### Task description
Transcribe the material exactly. Images do not belong in the copy.
** start of Data section **
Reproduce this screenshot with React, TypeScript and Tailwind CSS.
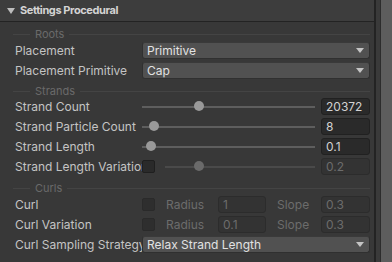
import React from "react";

const font = { fontFamily: "Inter, 'Noto Sans', sans-serif" };

const Caret = ({ className = "" }: { className?: string }) => (
  <svg width="8" height="5" viewBox="0 0 8 5" className={className}>
    <path d="M0 0 H8 L4 5 Z" fill="#c4c4c4" />
  </svg>
);

const Section = ({ title, tall }: { title: string; tall?: boolean }) => (
  <div className={`flex items-center pl-[13px] ${tall ? "h-[18px] pt-[6px]" : "h-[16px] pt-[6px]"}`}>
    <div className="h-px w-[17px] bg-[#444444]" />
    <span className="px-[5px] text-[11px] leading-none text-[#6a6a6a]">{title}</span>
    <div className="h-px flex-1 bg-[#444444]" />
  </div>
);

const Row = ({ label, children }: { label: string; children: React.ReactNode }) => (
  <div className="flex h-[20px] items-start pt-[2px]">
    <div className="w-[142px] shrink-0 overflow-hidden whitespace-nowrap pl-[15px] pr-px text-[12px] leading-[17px] text-[#c4c4c4]">
      {label}
    </div>
    <div className="flex h-[17px] flex-1 items-center">{children}</div>
  </div>
);

const Dropdown = ({ value }: { value: string }) => (
  <div className="flex h-[17px] flex-1 items-center justify-between rounded-[3px] border border-[#303030] border-t-[#3a3a3a] bg-[#515151] pl-[4px] pr-[5px]">
    <span className="text-[12px] leading-none text-[#e2e2e2]">{value}</span>
    <Caret />
  </div>
);

const NumField = ({ value, disabled, w = "w-[49px]" }: { value: string; disabled?: boolean; w?: string }) => (
  <div
    className={`flex h-[17px] ${w} shrink-0 items-center rounded-[3px] border pl-[4px] text-[12px] leading-none ${
      disabled ? "border-[#2c2c2c] bg-[#333333] text-[#6c6c6c]" : "border-[#212121] bg-[#2a2a2a] text-[#d2d2d2]"
    }`}
  >
    {value}
  </div>
);

const Check = ({ dim }: { dim?: boolean }) => (
  <div className={`h-[13px] w-[13px] shrink-0 rounded-[2px] border ${dim ? "border-[#2a2a2a] bg-[#2e2e2e]" : "border-[#1f1f1f] bg-[#2a2a2a]"}`} />
);

const Slider = ({ thumb, dim }: { thumb: number; dim?: boolean }) => (
  <div className="relative h-[17px] flex-1">
    <div className={`absolute left-0 right-0 top-[8px] h-[2px] ${dim ? "bg-[#4a4a4a]" : "bg-[#5e5e5e]"}`} />
    <div
      className={`absolute top-[3px] h-[10px] w-[10px] rounded-full ${dim ? "bg-[#6a6a6a]" : "bg-[#999999]"}`}
      style={{ left: thumb - 5 }}
    />
  </div>
);

export default function App() {
  return (
    <div className="flex h-[262px] w-[392px] overflow-hidden bg-[#383838]" style={font}>
      <div className="w-[374px] shrink-0">
        <div className="flex h-[22px] items-center border-b border-[#232323] bg-[#3d3d3d] pl-[7px]">
          <svg width="8" height="6" viewBox="0 0 8 6">
            <path d="M0 0 H8 L4 6 Z" fill="#bdbdbd" />
          </svg>
          <span className="ml-[5px] text-[11px] font-bold leading-none tracking-[-0.4px] text-[#d4d4d4]">
            Settings Procedural
          </span>
        </div>

        <div className="pr-[4px]">
          <Section title="Roots" tall />
          <Row label="Placement">
            <Dropdown value="Primitive" />
          </Row>
          <Row label="Placement Primitive">
            <Dropdown value="Cap" />
          </Row>

          <Section title="Strands" />
          <Row label="Strand Count">
            <Slider thumb={57} />
            <div className="w-[6px]" />
            <NumField value="20372" />
          </Row>
          <Row label="Strand Particle Count">
            <Slider thumb={12} />
            <div className="w-[6px]" />
            <NumField value="8" />
          </Row>
          <Row label="Strand Length">
            <Slider thumb={9} />
            <div className="w-[6px]" />
            <NumField value="0.1" />
          </Row>
          <Row label="Strand Length Variation">
            <Check />
            <div className="w-[10px]" />
            <Slider thumb={34} dim />
            <div className="w-[6px]" />
            <NumField value="0.2" disabled />
          </Row>

          <Section title="Curls" tall />
          <Row label="Curl">
            <Check dim />
            <span className="ml-[11px] w-[52px] text-[12px] text-[#6c6c6c]">Radius</span>
            <NumField value="1" disabled w="w-[48px]" />
            <span className="ml-[11px] w-[44px] text-[12px] text-[#6c6c6c]">Slope</span>
            <NumField value="0.3" disabled />
          </Row>
          <Row label="Curl Variation">
            <Check dim />
            <span className="ml-[11px] w-[52px] text-[12px] text-[#6c6c6c]">Radius</span>
            <NumField value="0.1" disabled w="w-[48px]" />
            <span className="ml-[11px] w-[44px] text-[12px] text-[#6c6c6c]">Slope</span>
            <NumField value="0.3" disabled />
          </Row>
          <Row label="Curl Sampling Strategy">
            <Dropdown value="Relax Strand Length" />
          </Row>
        </div>
      </div>
      <div className="w-[2px] bg-[#232323]" />
      <div className="w-[4px] bg-[#3a3a3a]" />
      <div className="w-px bg-[#2c2c2c]" />
      <div className="flex-1 bg-[#5d5d5d]" />
    </div>
  );
}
** end of Data section **
### Full response
Reproduce this screenshot with React, TypeScript and Tailwind CSS.
import React from "react";

const font = { fontFamily: "Inter, 'Noto Sans', sans-serif" };

const Caret = ({ className = "" }: { className?: string }) => (
  <svg width="8" height="5" viewBox="0 0 8 5" className={className}>
    <path d="M0 0 H8 L4 5 Z" fill="#c4c4c4" />
  </svg>
);

const Section = ({ title, tall }: { title: string; tall?: boolean }) => (
  <div className={`flex items-center pl-[13px] ${tall ? "h-[18px] pt-[6px]" : "h-[16px] pt-[6px]"}`}>
    <div className="h-px w-[17px] bg-[#444444]" />
    <span className="px-[5px] text-[11px] leading-none text-[#6a6a6a]">{title}</span>
    <div className="h-px flex-1 bg-[#444444]" />
  </div>
);

const Row = ({ label, children }: { label: string; children: React.ReactNode }) => (
  <div className="flex h-[20px] items-start pt-[2px]">
    <div className="w-[142px] shrink-0 overflow-hidden whitespace-nowrap pl-[15px] pr-px text-[12px] leading-[17px] text-[#c4c4c4]">
      {label}
    </div>
    <div className="flex h-[17px] flex-1 items-center">{children}</div>
  </div>
);

const Dropdown = ({ value }: { value: string }) => (
  <div className="flex h-[17px] flex-1 items-center justify-between rounded-[3px] border border-[#303030] border-t-[#3a3a3a] bg-[#515151] pl-[4px] pr-[5px]">
    <span className="text-[12px] leading-none text-[#e2e2e2]">{value}</span>
    <Caret />
  </div>
);

const NumField = ({ value, disabled, w = "w-[49px]" }: { value: string; disabled?: boolean; w?: string }) => (
  <div
    className={`flex h-[17px] ${w} shrink-0 items-center rounded-[3px] border pl-[4px] text-[12px] leading-none ${
      disabled ? "border-[#2c2c2c] bg-[#333333] text-[#6c6c6c]" : "border-[#212121] bg-[#2a2a2a] text-[#d2d2d2]"
    }`}
  >
    {value}
  </div>
);

const Check = ({ dim }: { dim?: boolean }) => (
  <div className={`h-[13px] w-[13px] shrink-0 rounded-[2px] border ${dim ? "border-[#2a2a2a] bg-[#2e2e2e]" : "border-[#1f1f1f] bg-[#2a2a2a]"}`} />
);

const Slider = ({ thumb, dim }: { thumb: number; dim?: boolean }) => (
  <div className="relative h-[17px] flex-1">
    <div className={`absolute left-0 right-0 top-[8px] h-[2px] ${dim ? "bg-[#4a4a4a]" : "bg-[#5e5e5e]"}`} />
    <div
      className={`absolute top-[3px] h-[10px] w-[10px] rounded-full ${dim ? "bg-[#6a6a6a]" : "bg-[#999999]"}`}
      style={{ left: thumb - 5 }}
    />
  </div>
);

export default function App() {
  return (
    <div className="flex h-[262px] w-[392px] overflow-hidden bg-[#383838]" style={font}>
      <div className="w-[374px] shrink-0">
        <div className="flex h-[22px] items-center border-b border-[#232323] bg-[#3d3d3d] pl-[7px]">
          <svg width="8" height="6" viewBox="0 0 8 6">
            <path d="M0 0 H8 L4 6 Z" fill="#bdbdbd" />
          </svg>
          <span className="ml-[5px] text-[11px] font-bold leading-none tracking-[-0.4px] text-[#d4d4d4]">
            Settings Procedural
          </span>
        </div>

        <div className="pr-[4px]">
          <Section title="Roots" tall />
          <Row label="Placement">
            <Dropdown value="Primitive" />
          </Row>
          <Row label="Placement Primitive">
            <Dropdown value="Cap" />
          </Row>

          <Section title="Strands" />
          <Row label="Strand Count">
            <Slider thumb={57} />
            <div className="w-[6px]" />
            <NumField value="20372" />
          </Row>
          <Row label="Strand Particle Count">
            <Slider thumb={12} />
            <div className="w-[6px]" />
            <NumField value="8" />
          </Row>
          <Row label="Strand Length">
            <Slider thumb={9} />
            <div className="w-[6px]" />
            <NumField value="0.1" />
          </Row>
          <Row label="Strand Length Variation">
            <Check />
            <div className="w-[10px]" />
            <Slider thumb={34} dim />
            <div className="w-[6px]" />
            <NumField value="0.2" disabled />
          </Row>

          <Section title="Curls" tall />
          <Row label="Curl">
            <Check dim />
            <span className="ml-[11px] w-[52px] text-[12px] text-[#6c6c6c]">Radius</span>
            <NumField value="1" disabled w="w-[48px]" />
            <span className="ml-[11px] w-[44px] text-[12px] text-[#6c6c6c]">Slope</span>
            <NumField value="0.3" disabled />
          </Row>
          <Row label="Curl Variation">
            <Check dim />
            <span className="ml-[11px] w-[52px] text-[12px] text-[#6c6c6c]">Radius</span>
            <NumField value="0.1" disabled w="w-[48px]" />
            <span className="ml-[11px] w-[44px] text-[12px] text-[#6c6c6c]">Slope</span>
            <NumField value="0.3" disabled />
          </Row>
          <Row label="Curl Sampling Strategy">
            <Dropdown value="Relax Strand Length" />
          </Row>
        </div>
      </div>
      <div className="w-[2px] bg-[#232323]" />
      <div className="w-[4px] bg-[#3a3a3a]" />
      <div className="w-px bg-[#2c2c2c]" />
      <div className="flex-1 bg-[#5d5d5d]" />
    </div>
  );
}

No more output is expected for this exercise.